I'm not pimping one technology over another, I'm making the point that an 11W CFL produces very little light (less than a 60W incandescent no matter what the packaging says). It will not grow a room full of tropical plants. To do that I would either need to dot several around the room or have one brighter source in the middle, either a large horticultural CFL lamp or a LED or a halide.

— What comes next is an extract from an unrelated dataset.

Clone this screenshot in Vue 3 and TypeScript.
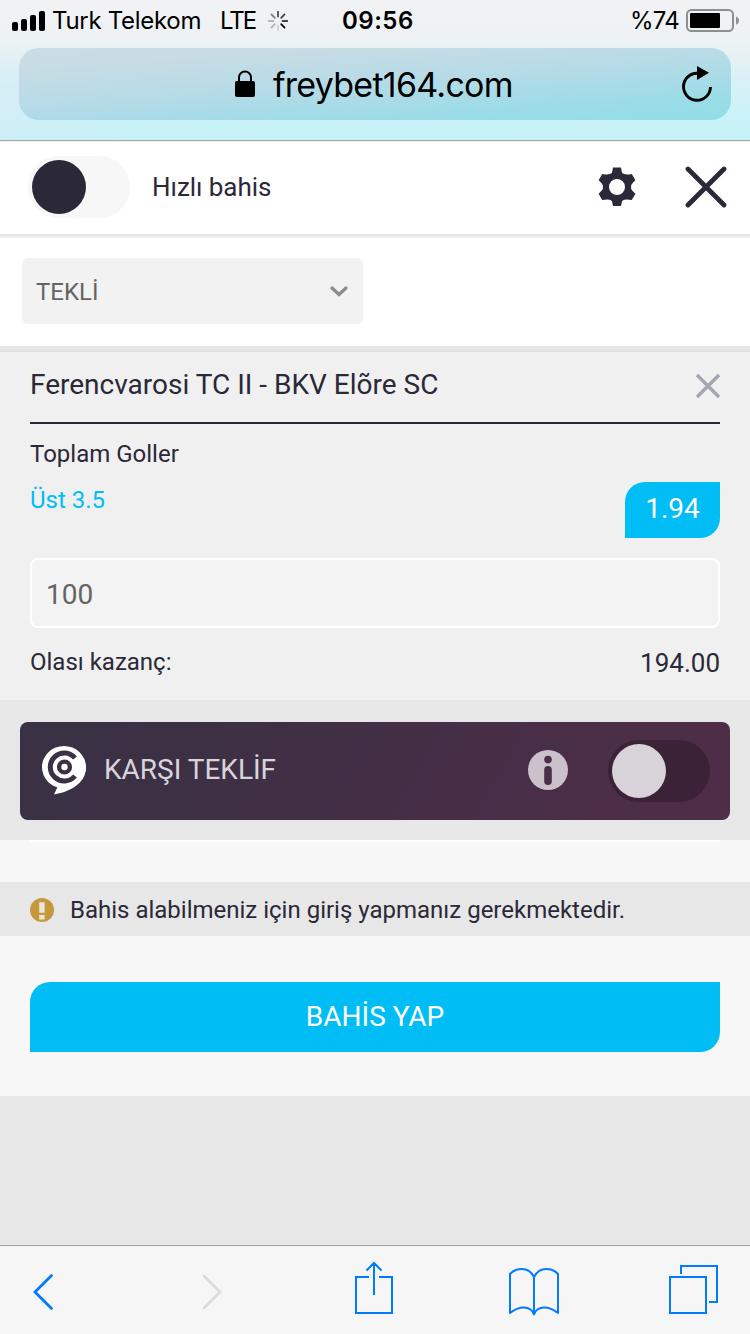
<script setup lang="ts">
import { ref } from 'vue'

const quickBet = ref<boolean>(false)
const counterOffer = ref<boolean>(false)
const stake = ref<string>('100')
const spokes: number[] = [0.72, 0.75, 0.95, 1, 0.12, 0.25, 0.32, 0.5]
</script>

<template>
  <div class="screen">
    <header class="chrome">
      <div class="status">
        <svg class="signal" width="34" height="20" viewBox="0 0 34 20">
          <rect x="0" y="11" width="6" height="9" rx="2" />
          <rect x="9" y="8" width="6" height="12" rx="2" />
          <rect x="18" y="4" width="6" height="16" rx="2" />
          <rect x="27" y="0" width="6" height="20" rx="2" />
        </svg>
        <span class="carrier">Turk Telekom</span>
        <span class="network">LTE</span>
        <svg class="spinner" width="20" height="20" viewBox="-10 -10 20 20">
          <path v-for="(o, i) in spokes" :key="i" d="M0 -4.5V-9.3" stroke="#000" stroke-width="1.7" stroke-linecap="round" :opacity="o" :transform="`rotate(${i * 45})`" />
        </svg>
        <span class="clock">09:56</span>
        <span class="percent">%74</span>
        <svg class="battery" width="54" height="24" viewBox="0 0 54 24">
          <rect x="1" y="1" width="46" height="21" rx="4.5" fill="none" stroke="#8c8f90" stroke-width="2" />
          <rect x="4" y="4" width="30" height="15" rx="1" />
          <path d="M50 7.5q3 1 3 4t-3 4z" fill="#8c8f90" />
        </svg>
      </div>
      <div class="address">
        <svg class="lock" width="20" height="28" viewBox="0 0 20 28">
          <path d="M4 13V7.5a6 6 0 0 1 12 0V13" fill="none" stroke="#000" stroke-width="2" />
          <rect x="0" y="11" width="20" height="16" rx="2" />
        </svg>
        <span class="url">freybet164.com</span>
        <svg class="reload" width="32" height="36" viewBox="0 0 32 36">
          <path d="M28.5 21A13.5 13.5 0 1 1 15 7.2H17" fill="none" stroke="#000" stroke-width="2.9" />
          <path d="M15 0L27 6.8L15 14z" />
        </svg>
      </div>
    </header>

    <section class="quick">
      <button class="toggle light" :class="{ on: quickBet }" @click="quickBet = !quickBet"><i></i></button>
      <span class="quick-label">Hızlı bahis</span>
      <svg class="gear" width="38" height="40" viewBox="-19 -20 38 40">
        <path fill-rule="evenodd" d="M-4 -19.4H4L5.1 -14Q8 -11.6 14.8 -13.1L18.4 -6.8Q13 -2 14.2 0Q13 2 18.4 6.8L14.8 13.1Q8 11.6 5.1 14L4 18.9H-4L-5.1 14Q-8 11.6 -14.8 13.1L-18.4 6.8Q-13 2 -14.2 0Q-13 -2 -18.4 -6.8L-14.8 -13.1Q-8 -11.6 -5.1 -14ZM0 -8A8 8 0 1 0 0 8A8 8 0 1 0 0 -8Z" fill="#2b2838" />
      </svg>
      <svg class="close" width="42" height="42" viewBox="0 0 42 42">
        <path d="M3 3L39 39M39 3L3 39" stroke="#2b2838" stroke-width="4.8" stroke-linecap="round" />
      </svg>
    </section>

    <section class="type-row">
      <div class="select">
        <span>TEKLİ</span>
        <svg width="18" height="12" viewBox="0 0 18 12"><path d="M2 2L9 8.5L16 2" fill="none" stroke="#8b8b8b" stroke-width="3.2" stroke-linecap="round" /></svg>
      </div>
    </section>

    <section class="bet">
      <div class="match">
        <h1>Ferencvarosi TC II - BKV Elõre SC</h1>
        <svg width="26" height="26" viewBox="0 0 26 26"><path d="M3 2L25 24M25 2L3 24" stroke="#a3a7b0" stroke-width="3.4" /></svg>
      </div>
      <div class="pick">
        <div class="market">
          <p>Toplam Goller</p>
          <p class="choice">Üst 3.5</p>
        </div>
        <div class="odds">1.94</div>
      </div>
      <input v-model="stake" class="stake" inputmode="decimal" />
      <div class="win"><span>Olası kazanç:</span><span class="amount">194.00</span></div>
    </section>

    <section class="counter-wrap">
      <div class="counter">
        <svg class="brand" width="46" height="50" viewBox="0 0 46 50">
          <ellipse cx="22" cy="21.2" rx="22" ry="21.2" fill="#fff" />
          <path d="M44 21C44 36 30 45.500 12 48.500L15.500 41L24 36Z" fill="#fff" />
          <path d="M33 12A14 14 0 1 0 33 30" fill="none" stroke="#3c3044" stroke-width="5" />
          <circle cx="22.5" cy="21" r="5.4" fill="none" stroke="#3c3044" stroke-width="4.4" />
        </svg>
        <span class="counter-label">KARŞI TEKLİF</span>
        <svg class="info" width="40" height="40" viewBox="0 0 40 40">
          <circle cx="20" cy="20" r="20" fill="#cac1ca" />
          <circle cx="20" cy="9.6" r="3.8" fill="#4b2e49" />
          <rect x="16.2" y="16" width="7.6" height="19" rx="3.8" fill="#4b2e49" />
        </svg>
        <button class="toggle dark" :class="{ on: counterOffer }" @click="counterOffer = !counterOffer"><i></i></button>
      </div>
    </section>

    <section class="submit">
      <div class="rule"></div>
      <div class="notice">
        <svg width="24" height="24" viewBox="0 0 24 24">
          <circle cx="12" cy="12" r="12" fill="#c5983b" />
          <path d="M9.2 4.2h5.4v10.6h-5.4zM9.2 17h5.4v4.4h-5.4z" fill="#e8e5df" />
        </svg>
        <span>Bahis alabilmeniz için giriş yapmanız gerekmektedir.</span>
      </div>
      <button class="place">BAHİS YAP</button>
    </section>

    <nav class="toolbar">
      <svg width="750" height="88" viewBox="0 1246 750 88" fill="none" stroke="#007aff" stroke-width="2">
        <path d="M51.5 1275.5L35 1292L51.5 1308.5" stroke-width="2.8" stroke-linecap="round" />
        <path d="M204 1276L220 1292L204 1308" stroke="#dcdcdc" stroke-width="2.8" stroke-linecap="round" />
        <path d="M369 1277H356V1313H392V1277H379M374 1295V1263M366.5 1270.5L374 1263L381.5 1270.5" />
        <path stroke-linejoin="round" d="M534 1313.5V1277Q530 1269 521.5 1269Q514.5 1269 510 1274V1313Q517 1307.5 524 1307.5Q531.500 1307.500 534 1314.500Q536.500 1307.500 544 1307.500Q551 1307.500 558 1313V1274Q553.500 1269 546.500 1269Q538 1269 534 1277" />
        <path d="M670 1277H706V1313H670ZM681 1274V1266H717V1302H709" />
      </svg>
    </nav>
  </div>
</template>

<style>
body { margin: 0; }
</style>

<style scoped>
.screen { width: 750px; height: 1334px; overflow: hidden; display: flex; flex-direction: column; background: #e7e7e7; color: #2b2838; font-family: Roboto, sans-serif; }
.screen * { box-sizing: border-box; }
svg { display: block; flex: none; }
button { border: 0; padding: 0; font: inherit; }
span, h1 { white-space: nowrap; }
.chrome { flex: none; height: 142px; border-bottom: 1px solid #f1eeee; box-shadow: inset 0 -1px #a5a6a7; background: radial-gradient(ellipse 140px 70px at 0 110px, rgba(213, 236, 246, .8), transparent), linear-gradient(180deg, #f2f2f4 0, #edf2f4 42px, #d9f1f6 80px, #c9f3f8 118px, #c5f1f8 140px); font-family: Inter, sans-serif; color: #000; }
.status { display: flex; align-items: center; height: 42px; padding-left: 12px; font-size: 24px; line-height: 42px; }
.signal { margin-right: 6px; }
.carrier { width: 168px; letter-spacing: -.3px; }
.network { width: 48px; letter-spacing: -2px; }
.spinner { margin-right: 54px; }
.clock { width: 288px; font-weight: 600; letter-spacing: .5px; }
.percent { width: 56px; letter-spacing: -.7px; }
.address { display: flex; align-items: center; height: 72px; margin: 6px 19px 0; padding-left: 216px; border-radius: 20px; background: linear-gradient(176deg, #cbdce4 0, #c7dce4 18%, #b6dbe7 48%, #9bdce7 80%, #91dde8 100%); }
.lock { margin-right: 18px; }
.url { width: 409px; font-size: 34px; line-height: 72px; letter-spacing: -.74px; padding-top: 1px; }
.quick { flex: none; height: 96px; display: flex; align-items: center; padding: 0 23px 6px 28px; background: #fff; box-shadow: inset 0 -2px #efefef, inset 0 -4px #e6e6e6; }
.toggle { flex: none; width: 102px; height: 62px; padding: 4px; border-radius: 31px; }
.toggle i { display: block; width: 54px; height: 54px; border-radius: 50%; }
.toggle.on i { margin-left: 40px; }
.light { background: #f7f7f7; }
.light i { background: #2b2838; }
.dark { background: #3b2236; }
.dark i { background: #d8d3d8; }
.quick-label { width: 446px; margin-left: 22px; font-size: 26px; letter-spacing: -.05px; }
.close { margin-left: 49px; }
.type-row { flex: none; height: 114px; padding: 20px 22px; background: #fff; box-shadow: inset 0 -2px #e0e0e0, inset 0 -6px #e6e6e6; }
.select { width: 341px; height: 66px; border-radius: 6px; background: #f2f2f2; display: flex; align-items: center; justify-content: space-between; padding: 1px 15px 0 14px; color: #646464; font-size: 24px; }
.bet { flex: none; height: 348px; padding: 0 30px; background: #f0f0f0; }
.match { display: flex; align-items: center; justify-content: space-between; height: 72px; padding-bottom: 2px; border-bottom: 2px solid #2b2838; }
h1 { margin: 0; padding-bottom: 4px; font-size: 28px; font-weight: 400; }
.pick { display: flex; justify-content: space-between; height: 134px; }
.market p { margin: 0; font-size: 24px; line-height: 46px; }
.market { padding-top: 7px; }
.market .choice { color: #00bdf6; }
.odds { width: 95px; height: 56px; margin-top: 58px; border-radius: 20px 0; background: #00bdf6; color: #fff; font-size: 28px; line-height: 54px; text-align: center; }
.stake { display: block; width: 690px; height: 70px; border: 2px solid #fff; border-radius: 8px; background: #f3f3f3; padding: 3px 14px 0; color: #646464; font: 28px Roboto, sans-serif; outline: 0; }
.win { display: flex; justify-content: space-between; font-size: 24px; line-height: 68px; }
.amount { font-size: 26px; line-height: 70px; }
.counter-wrap { flex: none; height: 140px; padding: 22px 20px; background: #e7e7e7; }
.counter { display: flex; align-items: center; height: 98px; padding-left: 22px; border-radius: 8px; background: linear-gradient(120deg, #393145 0, #3d3045 25%, #432e46 50%, #492e48 72%, #502d48 100%); }
.counter-label { width: 424px; margin-left: 16px; color: #d8d5da; font-size: 28px; padding-bottom: 3px; }
.info { margin-bottom: 2px; }
.dark { margin-left: 40px; }
.submit { flex: none; height: 256px; background: #f7f7f7; }
.rule { height: 2px; margin: 0 30px 40px; background: #fff; }
.notice { height: 54px; display: flex; align-items: center; gap: 16px; padding: 1px 30px 0; background: #e7e7e7; font-size: 24px; }
.place { display: block; width: 690px; height: 70px; margin: 46px 30px 0; padding-bottom: 2px; border-radius: 20px 0; background: #00bdf6; color: #fff; font-size: 28px; }
.toolbar { flex: none; height: 89px; margin-top: auto; border-top: 1px solid #a0a0a0; background: #f6f6f6; }
</style>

I don't know where you got the idea that metal halide is inefficient! Probably because they only come in higher wattage lamps whereas domestic CFLs come in very low wattages. Metal halide lamps are industrial flood lights! The truth is that MH is very efficient and is very close to fluorescent (lumens per watt), the difference is that it has the power to penetrate the leaves whereas fluorescent does not. I believe it also has a better PAR rating because the colour spectrum is better suited for plants. (Remember, plants don't 'see' the same light that we see.)
Vagetarian

Re: Good light source?

Post by Vagetarian »

Ahhhh, you made another reply :lol:

My conservatory will be between 10 and 20 I guess, it's my dining room.

I am doing the same as you, bought a load of plants in the sales and trying to get them even bigger for next year. Also trying to multiply Canna rhizomes for a long bed next year. I will have a few permanent Musas in the conservatory in future which I will attempt to fruit, the SDC being the first. So I do need to work out how best to keep these plants growing.

I think that the most sensible thing for me, considering Dave has so much luck with the little CFLs on a small scale is to hang a few of them around the conservatory.

I have a 220W PLL tube fluoro fitting for bringing things on, I got it instead of a halide because of heat. Your halide is superior and will grow better plants.